For IDLE, there are three types of users who might be concerned about
back compatibility. First are people who run IDLE as an application.
We have already discussed them above.

Second are people who import one of the idlelib modules.  As far as
we know, this is only done to start the IDLE application, and we do
not propose breaking such use.  Otherwise, the modules are
undocumented and effectively private implementations.  If an IDLE
module were defined as public, documented, and perhaps moved to the
tkinter package, it would then follow the normal rules. (Documenting
the private interfaces for the benefit of people working on the IDLE
code is a separate issue.)

Third are people who write IDLE extensions. The guaranteed extension
interface is given in idlelib/extension.txt. This should be respected
at least in existing versions, and not frivolously changed in future
versions.  But there is a warning that "The extension cannot assume
much about this [EditorWindow] argument."  This guarantee should
rarely be an issue with patches, and the issue is not specific to
'enhancement' versus 'bugfix' patches.

As is happens, after the context menu patch was applied, it came up
that extensions that added items to the context menu (rare) would be
broken because the patch a) added a new item to standard rmenu_specs
and b) expected every rmenu_spec to be lengthened. It is not clear
whether this violates the guarantee, but there is a second patch that
fixes assumption b).  It should be applied when it is clear that the
first patch will not have to be reverted.


References
==========

.. [1] IDLE: Right Click Context Menu, Foord, Michael
    (http://bugs.python.org/issue1207589)

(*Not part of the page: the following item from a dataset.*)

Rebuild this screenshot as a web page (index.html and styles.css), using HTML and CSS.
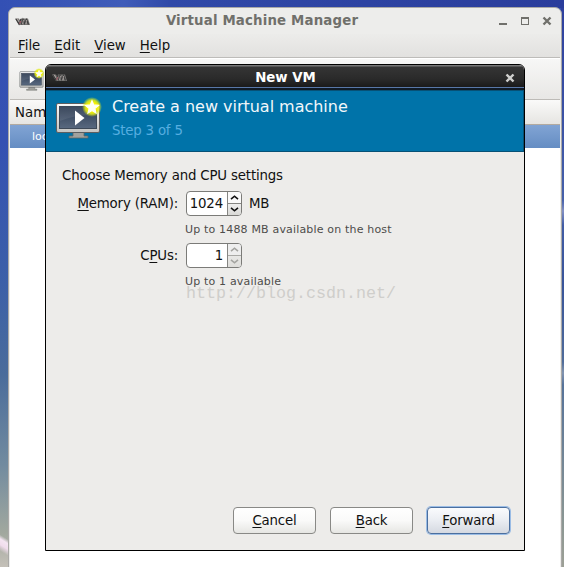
FILE: index.html
```
<!DOCTYPE html>
<html lang="en">
<head>
<meta charset="utf-8">
<title>Virtual Machine Manager</title>
<link rel="stylesheet" href="styles.css">
</head>
<body>
<svg width="0" height="0" class="defs" aria-hidden="true">
  <defs>
    <linearGradient id="screen" x1="0" y1="0" x2="0" y2="1"><stop offset="0" stop-color="#2c3a50"/><stop offset="1" stop-color="#596980"/></linearGradient>
    <linearGradient id="frame" x1="0" y1="0" x2="0" y2="1"><stop offset="0" stop-color="#fafafa"/><stop offset="1" stop-color="#c4c4c2"/></linearGradient>
    <radialGradient id="glow"><stop offset="0.45" stop-color="#fbf500"/><stop offset="0.7" stop-color="#e5ed10" stop-opacity=".85"/><stop offset="1" stop-color="#d6e820" stop-opacity="0"/></radialGradient>
    <symbol id="monitor" viewBox="0 0 48 44">
      <path d="M18 35h11v4h4v2H14v-2h4z" fill="#a2a29e" stroke="#62645f" stroke-width=".8"/>
      <rect x="1.500" y="6.500" width="43" height="29" rx="1.500" fill="url(#frame)" stroke="#5c5e60"/>
      <rect x="4.500" y="9.500" width="37" height="22" fill="url(#screen)" stroke="#3e4958"/>
      <path d="M5 10h36v8Q21 17 5 24z" fill="#fff" opacity=".08"/>
      <path d="M20 13.500l9.500 7.500-9.500 7.500z" fill="#fff"/>
      <circle cx="37" cy="10" r="10" fill="url(#glow)"/>
      <path d="M37 4l1.700 4 4.600.4-3.500 3 1.100 4.500-3.900-2.400-3.900 2.400 1.100-4.500-3.500-3 4.600-.4z" fill="#fffff3" stroke="#fffff3" stroke-width="1.300"/>
    </symbol>
    <symbol id="vm" viewBox="0 0 15 9">
      <path d="M0 1.500h4l1 2 1-2h7l2 6.500H4z" fill="#777573"/>
      <path d="M1 2l3 5 2-5M6.500 7.500l1.500-5 1.500 4 2-4 2 5" fill="none" stroke="#3f3f3f" stroke-width="1.300"/>
      <path d="M2 1.500l2.500 4M7.500 7l1-4M11 7l.5-4" fill="none" stroke="#bcb3b0" stroke-width=".8"/>
      <path d="M4.500 7l1.300-3" stroke="#a25a65"/>
    </symbol>
    <symbol id="close" viewBox="0 0 10 10"><path d="M1.500 1.500l7 7M8.500 1.500l-7 7" stroke="currentColor" stroke-width="2.400"/></symbol>
  </defs>
</svg>
<div class="window">
  <div class="titlebar">
    <svg class="vm-logo"><use href="#vm"/></svg>
    <span class="window-title">Virtual Machine Manager</span>
    <div class="controls">
      <i class="minimize"></i><i class="maximize"></i><svg class="close"><use href="#close"/></svg>
    </div>
  </div>
  <div class="menubar"><span><u>F</u>ile</span><span><u>E</u>dit</span><span><u>V</u>iew</span><span><u>H</u>elp</span></div>
  <div class="toolbar"><svg class="new-icon"><use href="#monitor"/></svg></div>
  <div class="list-head">Name</div>
  <div class="list-row">localhost (QEMU)</div>
  <div class="list"></div>
</div>

<div class="dialog">
  <div class="dialog-bar">
    <svg class="vm-logo"><use href="#vm"/></svg>
    <span class="dialog-title">New VM</span>
    <svg class="close"><use href="#close"/></svg>
  </div>
  <div class="banner">
    <svg class="banner-icon"><use href="#monitor"/></svg>
    <div class="banner-text"><div class="heading">Create a new virtual machine</div><div class="step">Step 3 of 5</div></div>
  </div>
  <div class="content">
    <div class="intro">Choose Memory and CPU settings</div>
    <div class="form">
      <label><span><u>M</u>emory (RAM):</span></label>
      <div class="field">
        <div class="spin"><span class="value">1024</span><div class="steps"><svg viewBox="0 0 9 5"><path d="M1 4.200l3.500-3 3.500 3"/></svg><svg viewBox="0 0 9 5"><path d="M1 .8l3.500 3 3.500-3"/></svg></div></div>
        <span class="unit">MB</span>
      </div>
      <div class="hint hint-memory">Up to 1488 MB available on the host</div>
      <label><span>C<u>P</u>Us:</span></label>
      <div class="field">
        <div class="spin inactive"><span class="value">1</span><div class="steps"><svg viewBox="0 0 9 5"><path d="M1 4.200l3.500-3 3.500 3"/></svg><svg viewBox="0 0 9 5"><path d="M1 .8l3.500 3 3.500-3"/></svg></div></div>
      </div>
      <div class="hint">Up to 1 available</div>
    </div>
    <div class="actions"><div class="button"><span><u>C</u>ancel</span></div><div class="button"><span><u>B</u>ack</span></div><div class="button default"><span><u>F</u>orward</span></div></div>
  </div>
  <div class="watermark">http://blog.csdn.net/</div>
</div>
</body>
</html>
```
FILE: styles.css
```
* { box-sizing: border-box; }
body {
  margin: 0;
  width: 564px;
  height: 567px;
  overflow: hidden;
  position: relative;
  padding: 7px 2px 0 8px;
  font: 13.33px/16px "DejaVu Sans", sans-serif;
  color: #111;
  background:
    linear-gradient(212deg, transparent 20%, #f4e5f2 32%, #f0dcec 48%, transparent 66%) 0 533px / 9px 30px no-repeat,
    linear-gradient(90deg, #3350b4, #3f5cb9 22%, #3049a8 30%, #2a3d9c) 0 0 / 564px 8px no-repeat,
    linear-gradient(transparent 200px, #8290c4 211px, transparent 225px 362px, #8294b0 373px, transparent 385px) 100% 0 / 3px 567px no-repeat,
    linear-gradient(#2d3f9e, #4560aa 35%, #38549a 50%, #56739a 68%, #8a9693 92%, #9da096) 100% 0 / 3px 567px no-repeat,
    linear-gradient(#3350b4, #3551b2 25%, #3c60a8 50%, #4a6c9b 66%, #728b9f 82%, #a1a89e 94%, #c4c0b8);
}
.defs { position: absolute; }
u { text-underline-offset: 2px; text-decoration-thickness: 1px; text-decoration-skip-ink: none; }

.window {
  height: 575px;
  display: flex;
  flex-direction: column;
  border: 1px solid #aaa9a7;
  border-radius: 7px 7px 0 0;
  padding: 0 1px;
  background: #ededeb;
}
.titlebar { height: 26px; display: flex; align-items: center; padding: 0 8px 0 5px; color: #70706b; }
.vm-logo { width: 15px; height: 9px; }
.window-title { flex: 1; text-align: center; font-weight: bold; letter-spacing: .16px; padding-right: 5px; }
.controls { display: flex; align-items: center; gap: 14px; }
.controls i { display: block; width: 8px; height: 8px; border: 1px solid #70706b; border-top-width: 2px; }
.controls .minimize { border-width: 0 0 2px; }
.close { width: 10px; height: 10px; }
.controls .close { margin-left: -1px; }
.menubar { height: 24px; display: flex; gap: 14px; padding: 4px 8px 2px; border-bottom: 1px solid #bdbcb9; background: linear-gradient(#ececea, #e2e1df); }
.toolbar { height: 42px; padding: 9px 9px; border-top: 1px solid #fff; border-bottom: 1px solid #bdbbb7; background: linear-gradient(#f7f7f6, #e8e7e5); }
.new-icon { width: 26px; height: 24px; display: block; }
.list-head { height: 25px; padding: 5px; border-bottom: 1px solid #b2aaa0; background: linear-gradient(#fafaf9, #e6e5e2); }
.list-row { height: 23px; padding: 4px 22px; font-size: 11px; color: #fff; background: linear-gradient(#81a4d4, #658dc3); }
.list { flex: 1; background: #fff; }

.dialog {
  position: absolute;
  left: 45px;
  top: 64px;
  width: 480px;
  height: 487px;
  display: flex;
  flex-direction: column;
  border: 1px solid #000;
  border-radius: 6px 6px 0 0;
  background: #edecea;
  overflow: hidden;
}
.dialog-bar {
  height: 25px;
  display: flex;
  align-items: center;
  padding: 0 9px 0 6px;
  color: #d0d0ce;
  background: linear-gradient(#777 0 1px, #353535 2px, #2a2a2a 14px, #1a1a1a 22px, #5877a8 22px 23px, #101a25 23px);
}
.dialog-title { flex: 1; text-align: center; color: #fff; font-weight: bold; padding-right: 1px; }
.banner { height: 62px; display: flex; padding: 6px 9px; gap: 9px; color: #f2f7fa; background: #0073a9; border: 1px solid #075176; border-width: 1px 1px 1px 0; }
.banner-icon { width: 48px; height: 44px; flex: none; }
.heading { font-size: 16px; line-height: 20px; letter-spacing: -.02px; }
.step { line-height: 18px; margin-top: 5px; color: #57aee0; letter-spacing: -.2px; }
.content { flex: 1; display: flex; flex-direction: column; padding: 16px 14px 16px 16px; letter-spacing: -.16px; }
.form { display: grid; grid-template-columns: 116px auto; column-gap: 7px; grid-template-rows: 26px 26px 26px 26px; margin-top: 7px; }
.form label { text-align: right; line-height: 26px; }
.field { display: flex; align-items: center; gap: 7px; }
.spin { width: 56px; height: 25px; margin: -1px 0 0 1px; border: 1px solid #7b7b78; border-radius: 4px; display: flex; background: #fff; overflow: hidden; }
.value { flex: 1; text-align: right; padding-right: 4px; line-height: 24px; }
.steps { width: 14px; border-left: 1px solid #858582; display: grid; grid-template-rows: 1fr 1fr; place-items: center; color: #111; background: linear-gradient(#fafafa 0 11px, #858582 11px 12px, #eee 12px, #d9d9d6); }
.steps svg { width: 9px; height: 5px; fill: none; stroke: currentColor; stroke-width: 1.6; }
.inactive .steps { color: #a4a4a0; background: linear-gradient(#eee 0 11px, #a9a9a5 11px 12px, #e8e8e6 12px, #deddda); }
.hint { grid-column: 2; font-size: 11px; line-height: 26px; color: #4d4d4b; letter-spacing: .17px; }
.actions { margin-top: auto; display: flex; justify-content: flex-end; gap: 14px; }
.button { width: 83px; height: 27px; border: 1px solid #898986; border-radius: 4px; text-align: center; line-height: 25px; background: linear-gradient(#fff, #fafaf9 50%, #e6e6e3); }
.default { border-color: #4b6f9f; box-shadow: 0 0 0 1px #9abce5; background: linear-gradient(#fafbfd, #eaedf2 50%, #d5d9e1); }
.watermark { position: absolute; left: 140px; top: 218px; font: 16.67px/22px "Liberation Mono", monospace; color: #cfcecb; white-space: nowrap; }
```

.. [2] Cut/Copy/Paste items in IDLE right click context menu
    (http://mail.python.org/pipermail/python-dev/2012-November/122514.html)

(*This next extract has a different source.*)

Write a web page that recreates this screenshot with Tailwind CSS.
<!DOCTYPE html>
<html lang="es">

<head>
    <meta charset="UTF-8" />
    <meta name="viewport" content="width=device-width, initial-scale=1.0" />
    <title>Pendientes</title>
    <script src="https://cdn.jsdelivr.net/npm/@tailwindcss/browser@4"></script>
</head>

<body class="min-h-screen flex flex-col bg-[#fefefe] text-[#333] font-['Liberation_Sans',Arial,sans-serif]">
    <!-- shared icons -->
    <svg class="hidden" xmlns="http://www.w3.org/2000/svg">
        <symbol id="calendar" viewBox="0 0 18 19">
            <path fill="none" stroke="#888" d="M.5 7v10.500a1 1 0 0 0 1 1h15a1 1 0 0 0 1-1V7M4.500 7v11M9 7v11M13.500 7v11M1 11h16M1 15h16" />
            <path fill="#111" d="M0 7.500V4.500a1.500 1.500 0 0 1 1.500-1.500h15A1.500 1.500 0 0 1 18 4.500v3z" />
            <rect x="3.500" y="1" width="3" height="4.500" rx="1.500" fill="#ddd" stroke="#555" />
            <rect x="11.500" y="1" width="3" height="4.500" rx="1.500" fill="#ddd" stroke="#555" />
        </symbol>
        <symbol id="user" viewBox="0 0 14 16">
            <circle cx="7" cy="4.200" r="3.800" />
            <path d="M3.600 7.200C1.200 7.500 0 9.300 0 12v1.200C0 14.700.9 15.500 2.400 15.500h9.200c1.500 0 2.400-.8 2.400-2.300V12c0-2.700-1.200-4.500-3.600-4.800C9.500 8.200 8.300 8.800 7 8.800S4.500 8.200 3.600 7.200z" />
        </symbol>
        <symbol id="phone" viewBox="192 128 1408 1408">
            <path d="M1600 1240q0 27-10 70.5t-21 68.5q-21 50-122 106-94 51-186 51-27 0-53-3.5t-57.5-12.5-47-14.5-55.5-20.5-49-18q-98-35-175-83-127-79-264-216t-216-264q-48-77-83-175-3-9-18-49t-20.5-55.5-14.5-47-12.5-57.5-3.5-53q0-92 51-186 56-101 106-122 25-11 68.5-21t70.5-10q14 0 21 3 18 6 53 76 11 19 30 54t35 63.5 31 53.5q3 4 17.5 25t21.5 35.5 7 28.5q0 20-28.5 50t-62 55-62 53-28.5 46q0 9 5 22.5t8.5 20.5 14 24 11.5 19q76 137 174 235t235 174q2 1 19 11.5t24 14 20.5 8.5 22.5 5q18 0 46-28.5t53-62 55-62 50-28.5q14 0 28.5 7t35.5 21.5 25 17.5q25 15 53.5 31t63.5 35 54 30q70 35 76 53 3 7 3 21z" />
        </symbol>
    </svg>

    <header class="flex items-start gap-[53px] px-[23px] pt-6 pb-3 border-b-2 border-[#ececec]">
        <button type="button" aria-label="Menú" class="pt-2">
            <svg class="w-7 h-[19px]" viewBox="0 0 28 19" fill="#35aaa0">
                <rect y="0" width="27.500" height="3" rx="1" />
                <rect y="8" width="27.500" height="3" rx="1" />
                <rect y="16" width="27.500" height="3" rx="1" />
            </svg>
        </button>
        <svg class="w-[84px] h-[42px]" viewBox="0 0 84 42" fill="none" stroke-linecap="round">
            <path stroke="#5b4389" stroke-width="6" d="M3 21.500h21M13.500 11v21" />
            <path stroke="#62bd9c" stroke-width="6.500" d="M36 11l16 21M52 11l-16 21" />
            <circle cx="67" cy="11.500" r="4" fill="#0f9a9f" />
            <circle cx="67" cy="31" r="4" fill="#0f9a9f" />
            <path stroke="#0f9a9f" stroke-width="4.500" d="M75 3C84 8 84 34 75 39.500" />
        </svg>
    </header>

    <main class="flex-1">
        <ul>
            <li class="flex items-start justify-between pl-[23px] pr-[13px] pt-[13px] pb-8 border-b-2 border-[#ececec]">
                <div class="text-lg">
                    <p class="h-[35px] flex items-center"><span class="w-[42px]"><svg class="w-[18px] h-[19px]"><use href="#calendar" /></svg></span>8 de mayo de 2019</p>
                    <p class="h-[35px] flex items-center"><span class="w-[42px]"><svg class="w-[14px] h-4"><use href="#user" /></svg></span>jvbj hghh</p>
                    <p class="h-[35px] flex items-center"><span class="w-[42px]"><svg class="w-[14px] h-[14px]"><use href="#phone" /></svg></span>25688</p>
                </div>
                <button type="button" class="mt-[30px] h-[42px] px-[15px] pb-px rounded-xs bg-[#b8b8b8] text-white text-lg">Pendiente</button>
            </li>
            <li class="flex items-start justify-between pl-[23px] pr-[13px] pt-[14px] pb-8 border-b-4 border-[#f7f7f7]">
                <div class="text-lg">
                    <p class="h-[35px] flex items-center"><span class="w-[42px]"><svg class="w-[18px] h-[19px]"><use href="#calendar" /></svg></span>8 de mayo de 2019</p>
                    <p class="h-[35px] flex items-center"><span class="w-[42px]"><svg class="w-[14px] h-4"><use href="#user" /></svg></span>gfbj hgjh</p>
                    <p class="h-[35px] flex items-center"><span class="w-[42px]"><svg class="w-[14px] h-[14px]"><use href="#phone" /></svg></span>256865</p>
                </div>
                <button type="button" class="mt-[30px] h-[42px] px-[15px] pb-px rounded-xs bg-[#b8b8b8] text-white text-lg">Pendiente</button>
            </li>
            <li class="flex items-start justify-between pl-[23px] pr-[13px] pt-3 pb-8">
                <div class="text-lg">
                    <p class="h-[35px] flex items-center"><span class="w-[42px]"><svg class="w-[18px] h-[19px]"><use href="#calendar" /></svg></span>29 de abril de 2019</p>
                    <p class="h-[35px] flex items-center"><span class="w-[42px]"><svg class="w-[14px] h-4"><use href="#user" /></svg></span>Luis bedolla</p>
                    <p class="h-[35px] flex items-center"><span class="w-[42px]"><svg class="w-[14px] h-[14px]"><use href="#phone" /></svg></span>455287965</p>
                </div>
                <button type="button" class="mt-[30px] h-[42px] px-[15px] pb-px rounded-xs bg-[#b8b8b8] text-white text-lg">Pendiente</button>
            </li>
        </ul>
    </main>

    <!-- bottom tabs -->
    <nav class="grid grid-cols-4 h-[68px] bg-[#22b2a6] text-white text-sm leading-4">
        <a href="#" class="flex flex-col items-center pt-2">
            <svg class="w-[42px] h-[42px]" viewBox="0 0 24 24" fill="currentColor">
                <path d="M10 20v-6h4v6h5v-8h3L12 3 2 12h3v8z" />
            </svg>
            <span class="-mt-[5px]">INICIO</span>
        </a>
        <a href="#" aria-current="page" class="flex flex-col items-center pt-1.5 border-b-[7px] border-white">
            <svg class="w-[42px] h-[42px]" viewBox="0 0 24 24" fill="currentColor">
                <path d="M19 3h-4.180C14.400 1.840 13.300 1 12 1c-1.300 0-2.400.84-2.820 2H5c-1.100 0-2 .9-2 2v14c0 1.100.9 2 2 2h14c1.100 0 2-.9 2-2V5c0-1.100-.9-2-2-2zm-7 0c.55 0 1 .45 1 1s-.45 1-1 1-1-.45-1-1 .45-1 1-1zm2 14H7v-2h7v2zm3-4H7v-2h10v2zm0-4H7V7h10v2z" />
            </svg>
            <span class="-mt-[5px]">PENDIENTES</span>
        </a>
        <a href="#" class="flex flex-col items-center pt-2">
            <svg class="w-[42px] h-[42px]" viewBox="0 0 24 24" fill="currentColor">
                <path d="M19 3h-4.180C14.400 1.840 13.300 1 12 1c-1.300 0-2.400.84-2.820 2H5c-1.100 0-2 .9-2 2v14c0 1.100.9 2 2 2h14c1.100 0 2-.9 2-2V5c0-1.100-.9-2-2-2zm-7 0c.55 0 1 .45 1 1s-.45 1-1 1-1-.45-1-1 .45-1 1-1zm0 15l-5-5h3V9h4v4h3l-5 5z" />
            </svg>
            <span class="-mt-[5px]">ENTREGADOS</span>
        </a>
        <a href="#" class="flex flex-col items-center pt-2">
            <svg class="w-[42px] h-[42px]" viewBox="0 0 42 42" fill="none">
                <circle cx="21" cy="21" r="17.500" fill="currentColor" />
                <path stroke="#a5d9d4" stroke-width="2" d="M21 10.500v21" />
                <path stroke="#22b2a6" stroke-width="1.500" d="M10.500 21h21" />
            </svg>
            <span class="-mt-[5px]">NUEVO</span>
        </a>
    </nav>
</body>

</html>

.. [3] IDLE breakpoint facility undocumented, Daily, Ned
    (http://bugs.python.org/issue10405)

.. [4] IDLE: calltips mishandle raw strings and other examples,
     Reedy, Terry
    (http://bugs.python.org/issue12510)

.. [5] IDLE: replace ending with '\' causes crash, Reedy, Terry
    (http://bugs.python.org/issue13052)


Copyright
=========

This document has been placed in the public domain.